Medtech Europe calls for urgent reform of MDR and IVDR

Dive Brief:

  • Medtech Europe said Tuesday the European Commission should urgently reform the Medical Device and In Vitro Diagnostic Regulations (MDR/IVDR).
  • The open letter, which the trade group wrote with 39 national associations, calls for the EU to adopt reforms to ensure the regulations meet their original objectives and implement bridging measures to ensure the availability of devices and viability of the industry in the interim.
  • European Commission President Ursula von der Leyen called for the new Commissioner for Health and Animal Welfare to assess the need for legislative changes. That commitment led to a debate at the European Parliament, during which a politician called the regulations a “bureaucratic monster.”

Dive Insight:

The start of a new Commission, with an updated agenda for 2024 to 2029, has sparked renewed interest in reforming the medtech regulations.

Medtech Europe shared its views on the need for legislative changes in a letter to Stella Kyriakides, the outgoing Commissioner for Health and Food Safety. In the letter, the industry groups urge Kyriakides and the successor, Olivér Várhelyi, to prioritize reforming the regulations to solve ongoing serious implementation challenges, reverse the “exodus of innovation” from Europe and prevent more discontinuations of medtech devices.

The letter stated that “Europe needs to invest in a regulatory environment that makes speed, coherence and simplification a priority.”

The letter outlines three sets of actions. Medtech Europe wants to see a package of reforms for the two regulations “as an immediate outcome of the targeted evaluation running until end-2025.” The industry groups are lobbying for changes that will “dramatically enhance efficiency and robustly increase Europe’s attractiveness for innovation.”

Medtech Europe is calling for the establishment of a single, dedicated governance structure to manage the regulatory system. The groups envision the structure underpinning a new system that is predictable, adaptable and “lean.” They added that the system should be less complex and burdensome than the current framework and have processes that “work end-to-end equally for the devices of today and the future.”

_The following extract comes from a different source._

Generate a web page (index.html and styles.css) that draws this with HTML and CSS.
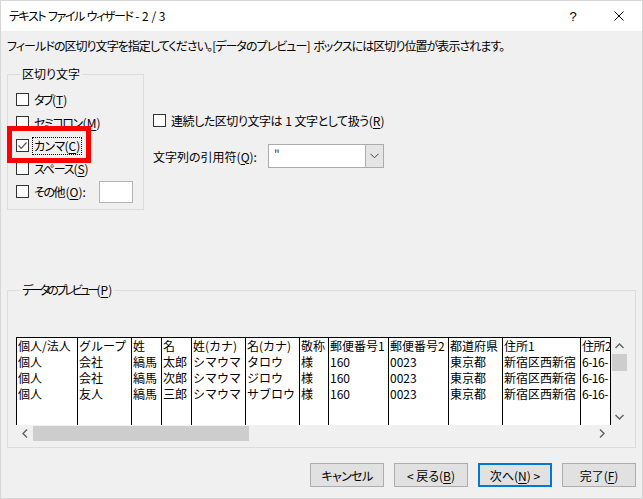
FILE: index.html
```html
<!DOCTYPE html>
<html lang="ja">
<head>
<meta charset="utf-8">
<title>テキスト ファイル ウィザード</title>
<link rel="stylesheet" href="styles.css">
</head>
<body>
<div class="window">
  <div class="titlebar">
    <span class="title"><span class="k14">テキスト</span> <span class="k14">ファイル</span> <span class="k14">ウィザード</span> - 2 / 3</span>
    <span class="tbtn help">?</span>
    <span class="tbtn close"><svg width="10" height="10" viewBox="0 0 10 10"><path d="M0.5 0.5 L9.5 9.5 M9.5 0.5 L0.5 9.5" stroke="#000" stroke-width="1" fill="none"/></svg></span>
  </div>
  <div class="content">
    <p class="instr">フィールドの区切り文字を指定してください。[データのプレビュー] ボックスには区切り位置が表示されます。</p>
    <div class="top">
      <div class="group delims">
        <div class="legend">区切り文字</div>
        <div class="crow"><span class="cb"></span><span class="lbl"><span class="k15">タブ</span>(<u>T</u>)</span></div>
        <div class="crow"><span class="cb"></span><span class="lbl"><span class="k15 tail">セミコロン</span>(<u>M</u>)</span></div>
        <div class="crow"><span class="cb checked"><svg width="11" height="11" viewBox="0 0 11 11"><path d="M1.5 5.5 L4.2 8.3 L9.5 2.5" stroke="#555" stroke-width="1.2" fill="none"/></svg></span><span class="lbl focus"><span class="k07">カンマ</span>(<u>C</u>)</span></div>
        <div class="crow"><span class="cb"></span><span class="lbl"><span class="k12">スペース</span>(<u>S</u>)</span></div>
        <div class="crow"><span class="cb"></span><span class="lbl"><span class="k15">その</span>他(<u>O</u>):</span><span class="tbox"></span></div>
        <div class="redmark"></div>
      </div>
      <div class="options">
        <div class="crow"><span class="cb"></span><span class="lbl"><span class="renzoku">連続した区切り文字は 1 文字として扱う</span>(<u>R</u>)</span></div>
        <div class="qrow">
          <span class="qlbl">文字列の引用符(<u>Q</u>):</span>
          <span class="combo"><span class="cval">"</span><span class="cdrop"><svg width="9" height="6" viewBox="0 0 9 6"><path d="M0.5 0.8 L4.5 4.8 L8.5 0.8" stroke="#444" stroke-width="1" fill="none"/></svg></span></span>
        </div>
      </div>
    </div>
    <div class="group preview">
      <div class="legend"><span class="k28">データのプレビュー</span>(<u>P</u>)</div>
      <div class="pbox">
        <div class="data">
          <div class="col w61"><div>個人/法人</div><div>個人</div><div>個人</div><div>個人</div></div>
          <div class="col w54"><div>グループ</div><div>会社</div><div>会社</div><div>友人</div></div>
          <div class="col w30"><div>姓</div><div>縞馬</div><div>縞馬</div><div>縞馬</div></div>
          <div class="col w30"><div>名</div><div>太郎</div><div>次郎</div><div>三郎</div></div>
          <div class="col w54"><div>姓(カナ)</div><div>シマウマ</div><div>シマウマ</div><div>シマウマ</div></div>
          <div class="col w54"><div>名(カナ)</div><div>タロウ</div><div>ジロウ</div><div>サブロウ</div></div>
          <div class="col w29"><div>敬称</div><div>様</div><div>様</div><div>様</div></div>
          <div class="col w60"><div>郵便番号1</div><div>160</div><div>160</div><div>160</div></div>
          <div class="col w60"><div>郵便番号2</div><div>0023</div><div>0023</div><div>0023</div></div>
          <div class="col w54"><div>都道府県</div><div>東京都</div><div>東京都</div><div>東京都</div></div>
          <div class="col w78"><div>住所1</div><div>新宿区西新宿</div><div>新宿区西新宿</div><div>新宿区西新宿</div></div>
          <div class="col last"><div>住所2</div><div>6-16-</div><div>6-16-</div><div>6-16-</div></div>
        </div>
        <div class="vscroll">
          <span class="arr"><svg width="9" height="6" viewBox="0 0 9 6"><path d="M0.5 5 L4.5 1 L8.5 5" stroke="#606060" stroke-width="1.4" fill="none"/></svg></span>
          <span class="vthumb"></span>
          <span class="vfill"></span>
          <span class="arr"><svg width="9" height="6" viewBox="0 0 9 6"><path d="M0.5 1 L4.5 5 L8.5 1" stroke="#606060" stroke-width="1.4" fill="none"/></svg></span>
        </div>
        <div class="hscroll">
          <span class="harr"><svg width="6" height="9" viewBox="0 0 6 9"><path d="M5 0.5 L1 4.5 L5 8.5" stroke="#606060" stroke-width="1.4" fill="none"/></svg></span>
          <span class="hthumb"></span>
          <span class="hfill"></span>
          <span class="harr"><svg width="6" height="9" viewBox="0 0 6 9"><path d="M1 0.5 L5 4.5 L1 8.5" stroke="#606060" stroke-width="1.4" fill="none"/></svg></span>
        </div>
        <div class="corner"></div>
      </div>
    </div>
    <div class="buttons">
      <button class="btn"><span class="k06">キャンセル</span></button>
      <button class="btn">&lt; 戻る(<u>B</u>)</button>
      <button class="btn default">次へ(<u>N</u>) &gt;</button>
      <button class="btn">完了(<u>F</u>)</button>
    </div>
  </div>
</div>
</body>
</html>
```

FILE: styles.css
```css
* { box-sizing: border-box; }
html, body { margin: 0; padding: 0; }
body {
  font-family: "Noto Sans CJK JP", "Noto Sans", sans-serif;
  font-size: 12px;
  color: #000;
  background: #f0f0f0;
}
u { text-decoration: underline; text-underline-offset: 2px; }
.window {
  width: 643px;
  height: 499px;
  border: 1px solid #d6d6d6;
  background: #f0f0f0;
  display: flex;
  flex-direction: column;
  overflow: hidden;
}
.titlebar {
  height: 30px;
  background: #fff;
  display: flex;
  align-items: center;
  padding-left: 8px;
  flex: none;
}
.title { flex: 1; font-feature-settings: "palt"; line-height: 16px; white-space: pre; }
.tbtn {
  width: 46px;
  height: 30px;
  display: flex;
  align-items: center;
  justify-content: center;
  font-size: 13px;
}
.help { font-family: "Liberation Sans", sans-serif; }
.content { padding: 0 5px 0 6px; flex: 1; display: flex; flex-direction: column; }
.instr {
  margin: 7px 0 0 0;
  line-height: 16px;
  font-feature-settings: "palt";
  letter-spacing: -0.95px;
  word-spacing: 2px;
  white-space: nowrap;
}
.k06 { letter-spacing: -0.6px; }
.k07 { letter-spacing: -0.7px; }
.k12 { letter-spacing: -1.2px; }
.k14 { letter-spacing: -1.4px; }
.k15 { letter-spacing: -1.5px; }
.k28 { letter-spacing: -2.8px; }
.tail { padding-right: 1px; }
.renzoku { letter-spacing: -0.45px; word-spacing: 0.9px; }
.top { display: flex; margin-top: 20px; }
.group {
  border: 1px solid #dcdcdc;
  position: relative;
}
.legend {
  display: table;
  margin: -9px 0 0 4px;
  padding: 0 2px;
  line-height: 16px;
  background: #f0f0f0;
  font-feature-settings: "palt";
  white-space: nowrap;
}
.delims {
  width: 137px;
  height: 136px;
  padding-left: 8px;
}
.delims .legend { margin-bottom: 6px; }
.crow {
  height: 23px;
  display: flex;
  align-items: center;
  white-space: nowrap;
}
.cb {
  width: 13px;
  height: 13px;
  border: 1px solid #333;
  background: #fff;
  flex: none;
  display: flex;
  align-items: center;
  justify-content: center;
}
.lbl {
  margin-left: 3px;
  padding: 0 1px;
  line-height: 16px;
  font-feature-settings: "palt";
  border: 1px solid transparent;
}
.lbl.focus { border: 1px dotted #000; }
.tbox {
  width: 34px;
  height: 22px;
  margin-left: 11px;
  background: #fff;
  border: 1px solid #b4b4b4;
}
.redmark {
  position: absolute;
  left: -1px;
  top: 51px;
  width: 84px;
  height: 37px;
  border: 5px solid #ff0000;
}
.options {
  padding-top: 35px;
  margin-left: 9px;
}
.qrow {
  display: flex;
  align-items: center;
  margin-top: 12px;
  height: 24px;
}
.qlbl { font-feature-settings: "palt"; width: 115px; }
.combo {
  width: 116px;
  height: 24px;
  background: #fff;
  border: 1px solid #acacac;
  display: flex;
}
.cval { flex: 1; padding-left: 5px; line-height: 20px; color: #4b2170; }
.cdrop {
  width: 18px;
  background: #e5e5e5;
  border-left: 1px solid #acacac;
  display: flex;
  align-items: center;
  justify-content: center;
}
.preview {
  margin-top: 80px;
  width: 629px;
  height: 158px;
  padding-left: 8px;
}
.preview .legend { margin-bottom: 39px; }
.pbox {
  width: 611px;
  height: 105px;
  display: grid;
  grid-template-columns: 594px 17px;
  grid-template-rows: 88px 17px;
  background: #fff;
}
.data {
  display: flex;
  overflow: hidden;
  border-top: 1px solid #000;
  font-family: "Noto Sans CJK JP", sans-serif;
  font-size: 12px;
  background: #fff;
}
.col {
  flex: none;
  border-left: 1px solid #000;
  padding-left: 1px;
  overflow: hidden;
  white-space: nowrap;
}
.col div { line-height: 16px; height: 16px; }
.col.last { flex: 1; letter-spacing: -0.5px; }
.w29 { width: 29px; } .w30 { width: 30px; } .w54 { width: 54px; }
.w60 { width: 60px; } .w61 { width: 61px; } .w78 { width: 78px; }
.vscroll {
  display: flex;
  flex-direction: column;
  align-items: center;
  background: #f0f0f0;
  border-left: 1px solid #000;
}
.arr { height: 17px; display: flex; align-items: center; justify-content: center; width: 100%; }
.vthumb { width: 15px; height: 17px; background: #cdcdcd; }
.vfill { flex: 1; }
.hscroll {
  display: flex;
  align-items: center;
  background: #f0f0f0;
}
.harr { width: 17px; height: 100%; display: flex; align-items: center; justify-content: center; }
.hthumb { width: 216px; height: 15px; background: #cdcdcd; }
.hfill { flex: 1; }
.corner { background: #f0f0f0; }
.buttons {
  display: flex;
  justify-content: flex-end;
  gap: 10px;
  margin-top: 15px;
  padding-right: 1px;
}
.btn {
  width: 74px;
  height: 24px;
  background: #e1e1e1;
  border: 1px solid #adadad;
  font-family: "Noto Sans CJK JP", sans-serif;
  font-size: 12px;
  padding: 0;
  color: #000;
  font-feature-settings: "palt";
}
.btn.default { border: 2px solid #0078d7; }
```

Recognizing that designing and adopting such a structure and system will take time, Medtech Europe is also pushing for the Commission to implement bridging measures “as urgently as possible.” The industry groups see the measures as a way to mitigate the perceived harms of the current framework while more permanent fixes are put in place. 

Medtech Europe wants to see immediate action to significantly reduce initial conformity assessment timelines and costs. The trade groups are also calling for urgent steps to make assessments of changes to medical devices more efficient, establish an accelerated, 120-day pathway for breakthrough devices and align certification with the lifetime of medical technologies. 

A third set of proposals addresses specific, ongoing measures that could improve implementation of the regulations. The proposals include a call for the EU to work towards enabling electronic instructions for use for all medical technologies and to promote global regulatory convergence.

The Commission has yet to publicly respond to the letter. However, Věra Jourová, vice-president for values and transparency at the Commission, set out her thinking on regulatory reform during a debate in the Parliament days before the lobby group sent the letter. Noting that the EU had already extended the transition periods, Jourová warned against rushing and said, “We must get this right.” 

Jourová was speaking after some parliamentarians had called for proposals within 100 days of the start of the new Commission. Peter Liese, one of the politicians who made the 100-day demand, said the EU had created “a bureaucratic monster with loads of rules that do not increase safety, but increase costs.”